7        Curphy testified he located the Neon seen in the surveillance footage in the parking lot of the Driftwood Motel in Superior.  The motel manager linked the Neon to room #7, which was registered to Steven Ecklund.  On the morning of October 13, Curphy observed a female—later identified as Ecklund’s fiancée, Susan Delvecchio—and a male—later identified as Hollenbeck—leaving room #7 and driving away in the Neon.  Delvecchio was driving, and Hollenbeck was sitting in the front passenger seat.  Police stopped the Neon and took Hollenbeck into custody. 

8        Hollenbeck was wearing a grey Carhartt jacket at the time of his arrest.  Officers found a digital scale, a folding knife, and $150 in small bills on his person.  A “bayonet-style knife” was found in the console area of the Neon, and Biver later identified it as the type of knife used in the robbery.  Officers also found a tan bag in the Neon that contained $1,310 in small bills and a driver’s license application for Delvecchio.  A blue sweater or sweat jacket was draped over the front passenger seat.

            9        In room #7 at the Driftwood Motel, officers found drug paraphernalia, several knives, and a hand-held portable radio.  An identical radio, with a serial number that differed by only two digits, was found outside Schultz’s Bar.  Both radios were programmed to channel 6.  Police also found several razors in room #7 and whisker shavings in the bathroom sink.

            10      Following his arrest, Hollenbeck was questioned by detective Joseph Krieg.  Krieg testified Hollenbeck was cooperative, but denied any involvement in the robbery.  Hollenbeck told Krieg he left the Black Bear Casino in Carlton, Minnesota, at about 8 a.m. on the day of the robbery, which surveillance video from the casino confirmed.  Hollenbeck admitted leaving the casino in the Neon, but he refused to identify the driver.  He stated the Neon dropped him off at the Grand Motel in Duluth at around 9 a.m.  He and his girlfriend, Teri Schaeffer, then walked across the street to Arby’s for breakfast.  Police later obtained an Arby’s receipt, time stamped 9:29 a.m., that matched the items Hollenbeck reported ordering.  Krieg testified it takes twenty-five minutes to drive from the Black Bear Casino to Schultz’s Bar, and twelve minutes to drive from the bar to the Grand Motel. 
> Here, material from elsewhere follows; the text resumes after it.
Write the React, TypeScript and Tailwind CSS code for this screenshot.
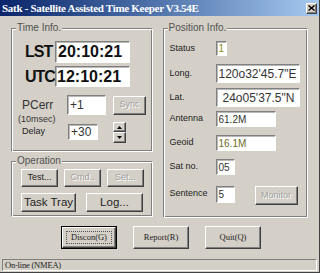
import React from "react";

const FIELD =
    "bg-white border border-t-[#808080] border-l-[#808080] border-r-white border-b-white shadow-[inset_1px_1px_0_#b8b8b8] flex items-center";
const BTN =
    "flex items-center justify-center bg-[#d4d0c8] border border-t-white border-l-white border-r-[#404040] border-b-[#404040] shadow-[inset_-1px_-1px_0_#808080]";
const GROUP =
    "border border-t-[#808080] border-l-[#808080] border-r-white border-b-white shadow-[inset_1px_1px_0_#fff,inset_-1px_-1px_0_#808080] p-0 m-0 min-w-0";
const LEGEND = "ml-[4px] px-[1px] bg-[#d4d0c8] text-[10px] leading-[12px] text-[#505050]";
const OFF = "text-[#a0a0a0] text-shadow-[1px_1px_0_#fff]";

function Spin() {
    return (
        <div className="flex flex-col w-[13px] h-[21px] -mt-[2px] ml-[15px]">
            <div className={`${BTN} h-[10px]`}>
                <svg width="5" height="3" viewBox="0 0 5 3">
                    <path d="M2.5 0 L5 3 L0 3 Z" fill="#000" />
                </svg>
            </div>
            <div className={`${BTN} h-[11px]`}>
                <svg width="5" height="3" viewBox="0 0 5 3">
                    <path d="M0 0 L5 0 L2.5 3 Z" fill="#000" />
                </svg>
            </div>
        </div>
    );
}

function PosRow({
    label,
    mt,
    h,
    w,
    value,
    size,
    pad = "pl-[2px]",
    color = "text-[#333]",
    children,
}: {
    label: string;
    mt: string;
    h: string;
    w: string;
    value: string;
    size: string;
    pad?: string;
    color?: string;
    children?: React.ReactNode;
}) {
    return (
        <div className={`flex items-center pl-[6px] ${mt}`}>
            <span className="w-[46px] text-[9px] text-[#222]">{label}</span>
            <div className={`${FIELD} ${h} ${w} ${pad} ${size} ${color}`}>{value}</div>
            {children}
        </div>
    );
}

export default function App() {
    return (
        <div className="w-[320px] h-[273px] bg-[#d4d0c8] flex flex-col overflow-hidden font-['Liberation_Sans',Arial,sans-serif] border-r border-b border-[#404040]">
            {/* title bar */}
            <div className="h-[16px] flex items-center bg-linear-to-r from-[#0a246a] to-[#a6caf0] pl-[2px] pr-[2px]">
                <span className="flex-1 font-['Liberation_Serif',serif] font-bold text-[11px] tracking-[-0.3px] text-white leading-none">
                    Satk - Satellite Assisted Time Keeper V3.54E
                </span>
                <div className={`${BTN} w-[11px] h-[11px]`}>
                    <svg width="7" height="6" viewBox="0 0 7 6">
                        <path d="M0.5 0.5 L6.5 5.5 M6.5 0.5 L0.5 5.5" stroke="#000" strokeWidth="1.4" />
                    </svg>
                </div>
            </div>

            <div className="flex gap-[10px] px-[11px] pt-[6px]">
                {/* left column */}
                <div className="flex flex-col gap-[3px] w-[142px]">
                    <fieldset className={`${GROUP} h-[130px]`}>
                        <legend className={LEGEND}>Time Info.</legend>
                        <div className="flex items-center mt-[7px] pl-[13px] h-[22px]">
                            <span className="w-[30px] text-[16px] font-bold tracking-[-1px] text-[#111]">LST</span>
                            <div className={`${FIELD} w-[75px] h-[22px] pl-[2px] text-[16px] font-bold text-[#111]`}>20:10:21</div>
                        </div>
                        <div className="flex items-center mt-[3px] pl-[13px] h-[21px]">
                            <span className="w-[30px] text-[16px] font-bold tracking-[-1px] text-[#111]">UTC</span>
                            <div className={`${FIELD} w-[75px] h-[21px] pl-[1px] text-[16px] font-bold text-[#111]`}>12:10:21</div>
                        </div>
                        <div className="flex items-center mt-[8px] pl-[10px] h-[20px]">
                            <span className="w-[45px] text-[12px] text-[#333]">PCerr</span>
                            <div className={`${FIELD} w-[39px] h-[20px] pl-[2px] text-[12px] text-[#333]`}>+1</div>
                            <div className={`${BTN} ml-[7px] w-[33px] h-[19px] text-[9px] ${OFF}`}>Sync</div>
                        </div>
                        <div className="pl-[6px] h-[9px] text-[9px] leading-[9px] text-[#333]">(10msec)</div>
                        <div className="flex items-start pl-[10px] h-[16px]">
                            <div className="flex items-center h-[16px]">
                                <span className="w-[46px] text-[9px] text-[#222]">Delay</span>
                                <div className={`${FIELD} w-[30px] h-[16px] pl-[2px] text-[12px] text-[#333]`}>+30</div>
                            </div>
                            <Spin />
                        </div>
                    </fieldset>

                    <fieldset className={`${GROUP} h-[62px]`}>
                        <legend className={LEGEND}>Operation</legend>
                        <div className="flex gap-[6px] mt-[2px] pl-[9px]">
                            <div className={`${BTN} w-[37px] h-[18px] text-[9px] text-[#222]`}>Test...</div>
                            <div className={`${BTN} w-[37px] h-[18px] text-[9px] ${OFF}`}>Cmd..</div>
                            <div className={`${BTN} w-[37px] h-[18px] text-[9px] ${OFF}`}>Set...</div>
                        </div>
                        <div className="flex gap-[10px] mt-[6px] pl-[9px]">
                            <div className={`${BTN} w-[55px] h-[19px] text-[11.5px] text-[#222]`}>Task Tray</div>
                            <div className={`${BTN} w-[57px] h-[19px] text-[11.5px] text-[#222]`}>Log...</div>
                        </div>
                    </fieldset>
                </div>

                {/* right column */}
                <fieldset className={`${GROUP} w-[146px] h-[196px]`}>
                    <legend className={LEGEND}>Position Info.</legend>
                    <PosRow label="Status" mt="mt-[7px]" h="h-[15px]" w="w-[11px]" value="1" size="text-[10px]" color="text-[#8a8a20]" />
                    <PosRow label="Long." mt="mt-[8px]" h="h-[19px]" w="w-[84px]" value={"120o32'45.7\"E"} size="text-[12px]" />
                    <PosRow label="Lat." mt="mt-[5px]" h="h-[19px]" w="w-[84px]" value={"24o05'37.5\"N"} size="text-[12px]" pad="pl-[6px]" />
                    <PosRow label="Antenna" mt="mt-[4px]" h="h-[16px]" w="w-[60px]" value="61.2M" size="text-[10px]" />
                    <PosRow label="Geoid" mt="mt-[8px]" h="h-[16px]" w="w-[60px]" value="16.1M" size="text-[10px]" color="text-[#6b6b25]" />
                    <PosRow label="Sat no." mt="mt-[8px]" h="h-[16px]" w="w-[19px]" value="05" size="text-[10px]" />
                    <PosRow label="Sentence" mt="mt-[8px]" h="h-[17px]" w="w-[19px]" value="5" size="text-[10px]">
                        <div className={`${BTN} ml-[20px] mt-[3px] w-[43px] h-[19px] text-[9px] ${OFF}`}>Monitor</div>
                    </PosRow>
                </fieldset>
            </div>

            {/* dialog buttons */}
            <div className="flex gap-[16px] pl-[61px] mt-[8px] font-['Liberation_Serif',serif] text-[8.5px] text-[#222]">
                <div className="w-[56px] h-[23px] border border-black">
                    <div className={`${BTN} w-full h-full p-[3px]`}>
                        <span className="flex-1 self-stretch flex items-center justify-center border border-dotted border-[#555]">Discon(G)</span>
                    </div>
                </div>
                <div className={`${BTN} w-[56px] h-[23px]`}>Report(R)</div>
                <div className={`${BTN} w-[56px] h-[23px]`}>Quit(Q)</div>
            </div>

            {/* status bar */}
            <div className="mt-[10px] mx-[2px] h-[12px] flex items-center pl-[2px] border border-t-[#808080] border-l-[#808080] border-r-white border-b-white font-['Liberation_Serif',serif] text-[8.5px] tracking-[-0.2px] text-[#222]">
                On-line (NMEA)
            </div>
        </div>
    );
}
            11      During a second interview with Krieg, Hollenbeck repeatedly stated he had been in the Acme Tools parking lot adjacent to the Grand Motel on the morning of October 12.  Hollenbeck reported that he met a woman named Teresa there and a “mutual consensual sex act” took place.  Krieg determined there were security cameras covering the Acme Tools parking lot.  However, police failed to obtain the footage from October 12 before it was destroyed.

            12      Krieg testified Hollenbeck acknowledged buying two hand-held radios at Walmart a few weeks before the robbery.  Security video from Walmart confirmed the purchase.  Hollenbeck told Krieg he last saw the radios at the Driftwood Motel. 

            13      Steven Ecklund testified for the State.  Ecklund stated he was arrested in connection with the Schultz’s Bar robbery on January 14, 2010.  Before his arrest, Delvecchio had provided him with copies of police reports on the robbery, which included Hollenbeck’s statements.  After he was arrested, Ecklund aggressively sought a plea deal in exchange for his testimony against Hollenbeck.  Ecklund ultimately reached a plea agreement requiring him to testify at Hollenbeck’s trial, and he received a time-served disposition for his involvement in the robbery.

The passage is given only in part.